Written task – Leave out the images and repeat the listing below without a single change.

──────────────────────────────

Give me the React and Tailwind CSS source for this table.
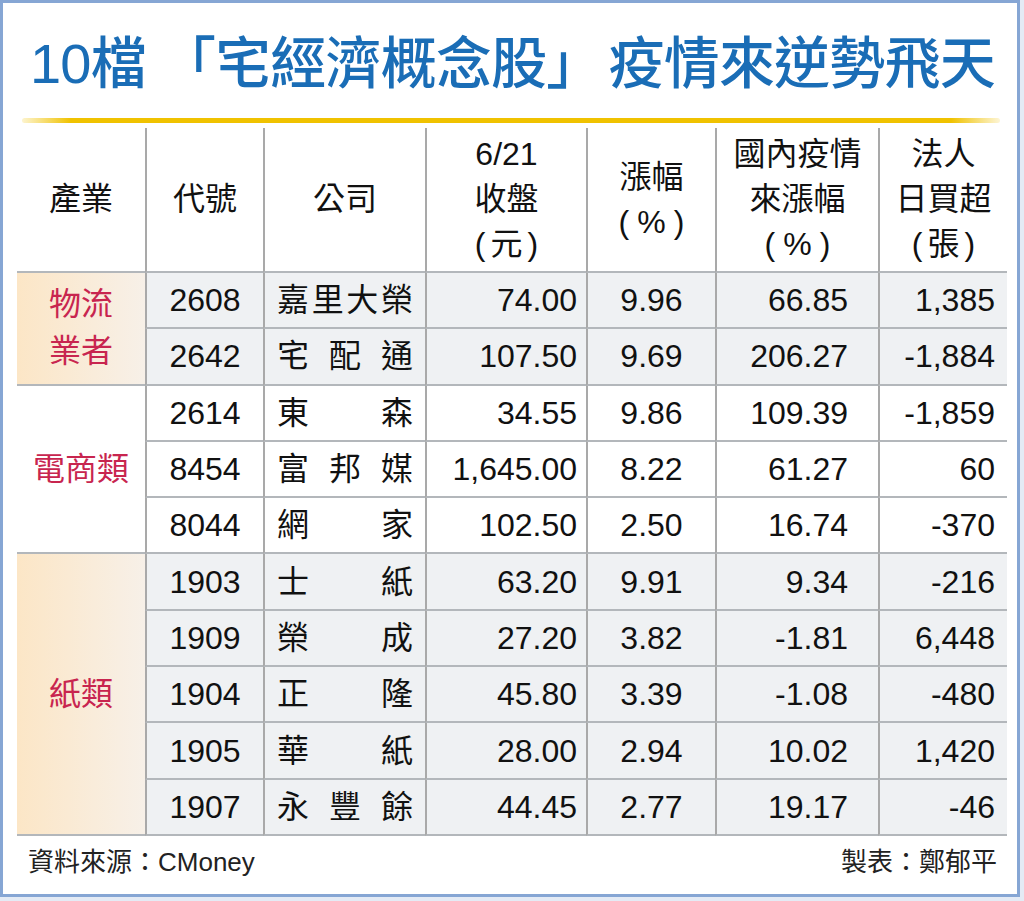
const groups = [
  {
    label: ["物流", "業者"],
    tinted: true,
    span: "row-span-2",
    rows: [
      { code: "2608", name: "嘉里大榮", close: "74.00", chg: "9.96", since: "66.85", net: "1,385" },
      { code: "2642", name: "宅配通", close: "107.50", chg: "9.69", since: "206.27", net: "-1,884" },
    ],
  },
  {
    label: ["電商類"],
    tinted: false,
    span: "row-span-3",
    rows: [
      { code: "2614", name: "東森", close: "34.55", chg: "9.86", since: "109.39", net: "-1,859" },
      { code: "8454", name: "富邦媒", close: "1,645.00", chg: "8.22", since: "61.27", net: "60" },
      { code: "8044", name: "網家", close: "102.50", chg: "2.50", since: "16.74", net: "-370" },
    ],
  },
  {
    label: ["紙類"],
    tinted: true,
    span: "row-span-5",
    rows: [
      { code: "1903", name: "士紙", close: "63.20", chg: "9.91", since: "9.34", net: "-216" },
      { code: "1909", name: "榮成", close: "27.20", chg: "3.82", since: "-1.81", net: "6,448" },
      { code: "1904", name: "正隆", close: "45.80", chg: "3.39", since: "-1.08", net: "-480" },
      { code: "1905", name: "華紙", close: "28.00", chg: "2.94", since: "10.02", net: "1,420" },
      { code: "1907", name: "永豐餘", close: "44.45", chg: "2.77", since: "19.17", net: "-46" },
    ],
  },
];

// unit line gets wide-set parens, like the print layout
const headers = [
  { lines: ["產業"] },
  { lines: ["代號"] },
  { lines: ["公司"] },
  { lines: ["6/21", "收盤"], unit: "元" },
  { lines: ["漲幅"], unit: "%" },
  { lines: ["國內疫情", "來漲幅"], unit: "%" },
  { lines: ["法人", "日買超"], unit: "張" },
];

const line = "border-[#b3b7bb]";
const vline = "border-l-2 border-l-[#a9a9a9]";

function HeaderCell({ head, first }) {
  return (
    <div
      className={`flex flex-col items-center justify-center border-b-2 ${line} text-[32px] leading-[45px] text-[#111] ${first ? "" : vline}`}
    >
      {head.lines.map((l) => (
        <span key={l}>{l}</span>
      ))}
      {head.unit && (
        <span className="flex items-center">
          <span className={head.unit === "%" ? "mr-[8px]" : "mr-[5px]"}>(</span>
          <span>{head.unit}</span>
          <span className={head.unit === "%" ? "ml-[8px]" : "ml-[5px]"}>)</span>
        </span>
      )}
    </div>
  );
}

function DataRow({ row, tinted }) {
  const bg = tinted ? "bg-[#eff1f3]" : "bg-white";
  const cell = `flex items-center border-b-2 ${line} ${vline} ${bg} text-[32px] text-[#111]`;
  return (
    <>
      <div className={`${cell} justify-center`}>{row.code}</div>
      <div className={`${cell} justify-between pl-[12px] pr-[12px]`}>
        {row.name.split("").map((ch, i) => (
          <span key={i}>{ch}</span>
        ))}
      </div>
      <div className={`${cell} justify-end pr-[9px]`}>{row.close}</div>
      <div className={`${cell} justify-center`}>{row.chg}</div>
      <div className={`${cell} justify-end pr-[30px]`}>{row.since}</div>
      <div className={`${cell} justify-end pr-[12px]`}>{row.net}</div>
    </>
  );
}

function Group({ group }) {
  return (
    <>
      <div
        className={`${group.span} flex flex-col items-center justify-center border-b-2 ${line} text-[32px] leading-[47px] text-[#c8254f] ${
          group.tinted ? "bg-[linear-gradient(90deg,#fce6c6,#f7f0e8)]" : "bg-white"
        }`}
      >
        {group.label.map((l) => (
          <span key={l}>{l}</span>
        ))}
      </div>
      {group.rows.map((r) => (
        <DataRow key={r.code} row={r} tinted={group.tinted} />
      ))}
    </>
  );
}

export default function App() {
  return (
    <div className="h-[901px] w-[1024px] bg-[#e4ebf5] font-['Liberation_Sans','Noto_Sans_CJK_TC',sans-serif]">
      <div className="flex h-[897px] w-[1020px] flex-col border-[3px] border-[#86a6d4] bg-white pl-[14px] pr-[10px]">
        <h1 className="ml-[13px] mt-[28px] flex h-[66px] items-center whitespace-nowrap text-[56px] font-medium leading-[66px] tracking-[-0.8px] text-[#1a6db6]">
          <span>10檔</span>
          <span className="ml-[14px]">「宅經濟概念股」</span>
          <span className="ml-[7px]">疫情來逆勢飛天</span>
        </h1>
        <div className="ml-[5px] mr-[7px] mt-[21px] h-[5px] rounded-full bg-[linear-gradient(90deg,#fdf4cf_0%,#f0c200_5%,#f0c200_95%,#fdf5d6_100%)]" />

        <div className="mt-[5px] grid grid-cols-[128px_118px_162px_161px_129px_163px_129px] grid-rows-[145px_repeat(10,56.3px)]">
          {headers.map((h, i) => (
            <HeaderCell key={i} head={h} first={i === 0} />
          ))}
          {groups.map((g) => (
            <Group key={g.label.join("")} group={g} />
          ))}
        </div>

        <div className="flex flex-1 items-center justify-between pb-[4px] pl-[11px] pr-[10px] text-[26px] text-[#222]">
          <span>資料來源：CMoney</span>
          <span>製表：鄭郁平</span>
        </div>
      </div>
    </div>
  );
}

──────────────────────────────

Correct result –
Give me the React and Tailwind CSS source for this table.
const groups = [
  {
    label: ["物流", "業者"],
    tinted: true,
    span: "row-span-2",
    rows: [
      { code: "2608", name: "嘉里大榮", close: "74.00", chg: "9.96", since: "66.85", net: "1,385" },
      { code: "2642", name: "宅配通", close: "107.50", chg: "9.69", since: "206.27", net: "-1,884" },
    ],
  },
  {
    label: ["電商類"],
    tinted: false,
    span: "row-span-3",
    rows: [
      { code: "2614", name: "東森", close: "34.55", chg: "9.86", since: "109.39", net: "-1,859" },
      { code: "8454", name: "富邦媒", close: "1,645.00", chg: "8.22", since: "61.27", net: "60" },
      { code: "8044", name: "網家", close: "102.50", chg: "2.50", since: "16.74", net: "-370" },
    ],
  },
  {
    label: ["紙類"],
    tinted: true,
    span: "row-span-5",
    rows: [
      { code: "1903", name: "士紙", close: "63.20", chg: "9.91", since: "9.34", net: "-216" },
      { code: "1909", name: "榮成", close: "27.20", chg: "3.82", since: "-1.81", net: "6,448" },
      { code: "1904", name: "正隆", close: "45.80", chg: "3.39", since: "-1.08", net: "-480" },
      { code: "1905", name: "華紙", close: "28.00", chg: "2.94", since: "10.02", net: "1,420" },
      { code: "1907", name: "永豐餘", close: "44.45", chg: "2.77", since: "19.17", net: "-46" },
    ],
  },
];

// unit line gets wide-set parens, like the print layout
const headers = [
  { lines: ["產業"] },
  { lines: ["代號"] },
  { lines: ["公司"] },
  { lines: ["6/21", "收盤"], unit: "元" },
  { lines: ["漲幅"], unit: "%" },
  { lines: ["國內疫情", "來漲幅"], unit: "%" },
  { lines: ["法人", "日買超"], unit: "張" },
];

const line = "border-[#b3b7bb]";
const vline = "border-l-2 border-l-[#a9a9a9]";

function HeaderCell({ head, first }) {
  return (
    <div
      className={`flex flex-col items-center justify-center border-b-2 ${line} text-[32px] leading-[45px] text-[#111] ${first ? "" : vline}`}
    >
      {head.lines.map((l) => (
        <span key={l}>{l}</span>
      ))}
      {head.unit && (
        <span className="flex items-center">
          <span className={head.unit === "%" ? "mr-[8px]" : "mr-[5px]"}>(</span>
          <span>{head.unit}</span>
          <span className={head.unit === "%" ? "ml-[8px]" : "ml-[5px]"}>)</span>
        </span>
      )}
    </div>
  );
}

function DataRow({ row, tinted }) {
  const bg = tinted ? "bg-[#eff1f3]" : "bg-white";
  const cell = `flex items-center border-b-2 ${line} ${vline} ${bg} text-[32px] text-[#111]`;
  return (
    <>
      <div className={`${cell} justify-center`}>{row.code}</div>
      <div className={`${cell} justify-between pl-[12px] pr-[12px]`}>
        {row.name.split("").map((ch, i) => (
          <span key={i}>{ch}</span>
        ))}
      </div>
      <div className={`${cell} justify-end pr-[9px]`}>{row.close}</div>
      <div className={`${cell} justify-center`}>{row.chg}</div>
      <div className={`${cell} justify-end pr-[30px]`}>{row.since}</div>
      <div className={`${cell} justify-end pr-[12px]`}>{row.net}</div>
    </>
  );
}

function Group({ group }) {
  return (
    <>
      <div
        className={`${group.span} flex flex-col items-center justify-center border-b-2 ${line} text-[32px] leading-[47px] text-[#c8254f] ${
          group.tinted ? "bg-[linear-gradient(90deg,#fce6c6,#f7f0e8)]" : "bg-white"
        }`}
      >
        {group.label.map((l) => (
          <span key={l}>{l}</span>
        ))}
      </div>
      {group.rows.map((r) => (
        <DataRow key={r.code} row={r} tinted={group.tinted} />
      ))}
    </>
  );
}

export default function App() {
  return (
    <div className="h-[901px] w-[1024px] bg-[#e4ebf5] font-['Liberation_Sans','Noto_Sans_CJK_TC',sans-serif]">
      <div className="flex h-[897px] w-[1020px] flex-col border-[3px] border-[#86a6d4] bg-white pl-[14px] pr-[10px]">
        <h1 className="ml-[13px] mt-[28px] flex h-[66px] items-center whitespace-nowrap text-[56px] font-medium leading-[66px] tracking-[-0.8px] text-[#1a6db6]">
          <span>10檔</span>
          <span className="ml-[14px]">「宅經濟概念股」</span>
          <span className="ml-[7px]">疫情來逆勢飛天</span>
        </h1>
        <div className="ml-[5px] mr-[7px] mt-[21px] h-[5px] rounded-full bg-[linear-gradient(90deg,#fdf4cf_0%,#f0c200_5%,#f0c200_95%,#fdf5d6_100%)]" />

        <div className="mt-[5px] grid grid-cols-[128px_118px_162px_161px_129px_163px_129px] grid-rows-[145px_repeat(10,56.3px)]">
          {headers.map((h, i) => (
            <HeaderCell key={i} head={h} first={i === 0} />
          ))}
          {groups.map((g) => (
            <Group key={g.label.join("")} group={g} />
          ))}
        </div>

        <div className="flex flex-1 items-center justify-between pb-[4px] pl-[11px] pr-[10px] text-[26px] text-[#222]">
          <span>資料來源：CMoney</span>
          <span>製表：鄭郁平</span>
        </div>
      </div>
    </div>
  );
}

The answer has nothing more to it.